_Required work:_
Give again, word for word, each line from the top of the listing through the line that holds "import React from 'react';".

_Supplied material:_
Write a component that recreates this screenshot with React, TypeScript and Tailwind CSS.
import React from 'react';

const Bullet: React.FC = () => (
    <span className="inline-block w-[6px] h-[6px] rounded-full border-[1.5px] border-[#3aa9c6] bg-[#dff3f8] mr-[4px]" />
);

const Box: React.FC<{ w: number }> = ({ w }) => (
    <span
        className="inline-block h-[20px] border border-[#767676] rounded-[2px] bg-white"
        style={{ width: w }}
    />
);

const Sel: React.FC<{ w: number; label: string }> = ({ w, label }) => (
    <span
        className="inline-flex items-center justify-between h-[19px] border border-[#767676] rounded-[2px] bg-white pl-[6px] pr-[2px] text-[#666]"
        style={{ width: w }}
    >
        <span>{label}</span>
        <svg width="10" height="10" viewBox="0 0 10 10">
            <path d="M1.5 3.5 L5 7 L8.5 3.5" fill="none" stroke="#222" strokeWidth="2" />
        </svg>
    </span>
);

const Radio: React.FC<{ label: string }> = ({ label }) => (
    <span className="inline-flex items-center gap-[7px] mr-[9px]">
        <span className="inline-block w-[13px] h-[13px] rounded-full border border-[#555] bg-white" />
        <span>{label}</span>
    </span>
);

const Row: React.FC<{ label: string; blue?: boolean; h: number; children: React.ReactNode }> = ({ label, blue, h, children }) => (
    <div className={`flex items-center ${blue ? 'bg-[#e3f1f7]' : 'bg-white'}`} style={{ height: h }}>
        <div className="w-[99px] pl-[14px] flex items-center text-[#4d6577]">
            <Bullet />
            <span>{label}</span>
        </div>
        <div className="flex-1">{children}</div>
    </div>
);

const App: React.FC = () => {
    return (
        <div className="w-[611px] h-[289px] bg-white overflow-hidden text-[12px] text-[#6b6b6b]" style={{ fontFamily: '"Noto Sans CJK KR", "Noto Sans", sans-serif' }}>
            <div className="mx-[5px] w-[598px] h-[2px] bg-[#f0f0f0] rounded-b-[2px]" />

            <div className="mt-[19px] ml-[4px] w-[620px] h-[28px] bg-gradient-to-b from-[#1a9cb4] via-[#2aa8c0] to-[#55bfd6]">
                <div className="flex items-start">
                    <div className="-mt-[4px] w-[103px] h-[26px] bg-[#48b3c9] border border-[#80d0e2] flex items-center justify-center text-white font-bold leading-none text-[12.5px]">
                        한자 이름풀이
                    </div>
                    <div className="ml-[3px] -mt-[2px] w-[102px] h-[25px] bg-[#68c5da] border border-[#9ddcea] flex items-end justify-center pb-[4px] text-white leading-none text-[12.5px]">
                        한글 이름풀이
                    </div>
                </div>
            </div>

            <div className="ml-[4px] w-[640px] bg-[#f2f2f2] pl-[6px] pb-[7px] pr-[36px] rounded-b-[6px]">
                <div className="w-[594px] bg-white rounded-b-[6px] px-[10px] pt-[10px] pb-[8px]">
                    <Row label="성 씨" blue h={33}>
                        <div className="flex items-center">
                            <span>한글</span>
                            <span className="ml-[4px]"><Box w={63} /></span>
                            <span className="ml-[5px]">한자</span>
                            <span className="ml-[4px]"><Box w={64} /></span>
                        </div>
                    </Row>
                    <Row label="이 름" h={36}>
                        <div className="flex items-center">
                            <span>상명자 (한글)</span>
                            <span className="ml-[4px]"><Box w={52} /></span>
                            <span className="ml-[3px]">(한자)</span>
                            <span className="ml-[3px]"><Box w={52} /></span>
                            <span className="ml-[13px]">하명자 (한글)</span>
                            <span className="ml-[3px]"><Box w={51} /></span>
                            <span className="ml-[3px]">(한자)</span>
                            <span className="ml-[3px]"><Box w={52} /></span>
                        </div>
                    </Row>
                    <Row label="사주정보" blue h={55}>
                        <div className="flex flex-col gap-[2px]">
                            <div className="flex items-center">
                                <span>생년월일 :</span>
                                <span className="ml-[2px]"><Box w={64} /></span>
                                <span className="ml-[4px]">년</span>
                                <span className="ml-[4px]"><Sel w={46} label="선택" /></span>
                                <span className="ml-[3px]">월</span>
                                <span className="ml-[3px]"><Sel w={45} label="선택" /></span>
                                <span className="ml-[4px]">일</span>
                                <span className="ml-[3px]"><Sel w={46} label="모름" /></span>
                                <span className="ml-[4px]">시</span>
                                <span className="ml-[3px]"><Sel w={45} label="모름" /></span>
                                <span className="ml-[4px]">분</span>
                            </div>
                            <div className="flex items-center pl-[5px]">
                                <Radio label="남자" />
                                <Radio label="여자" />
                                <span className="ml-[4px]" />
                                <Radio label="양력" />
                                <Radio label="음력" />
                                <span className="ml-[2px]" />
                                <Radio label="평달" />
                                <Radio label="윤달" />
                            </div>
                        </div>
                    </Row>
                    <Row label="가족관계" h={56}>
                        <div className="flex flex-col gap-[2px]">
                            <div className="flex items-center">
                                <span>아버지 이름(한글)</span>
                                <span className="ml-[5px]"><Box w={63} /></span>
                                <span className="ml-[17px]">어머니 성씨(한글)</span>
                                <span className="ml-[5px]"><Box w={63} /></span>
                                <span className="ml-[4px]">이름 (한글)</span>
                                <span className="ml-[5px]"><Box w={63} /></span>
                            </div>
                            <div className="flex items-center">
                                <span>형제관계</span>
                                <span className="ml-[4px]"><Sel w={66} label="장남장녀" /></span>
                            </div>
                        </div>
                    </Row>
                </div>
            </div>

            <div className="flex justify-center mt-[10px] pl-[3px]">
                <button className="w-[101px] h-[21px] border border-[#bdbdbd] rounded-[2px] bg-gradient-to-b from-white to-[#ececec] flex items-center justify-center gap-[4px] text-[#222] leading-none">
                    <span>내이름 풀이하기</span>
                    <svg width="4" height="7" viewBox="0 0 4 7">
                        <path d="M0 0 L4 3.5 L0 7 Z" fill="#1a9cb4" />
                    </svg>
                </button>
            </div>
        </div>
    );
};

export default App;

_Written answer:_
Write a component that recreates this screenshot with React, TypeScript and Tailwind CSS.
import React from 'react';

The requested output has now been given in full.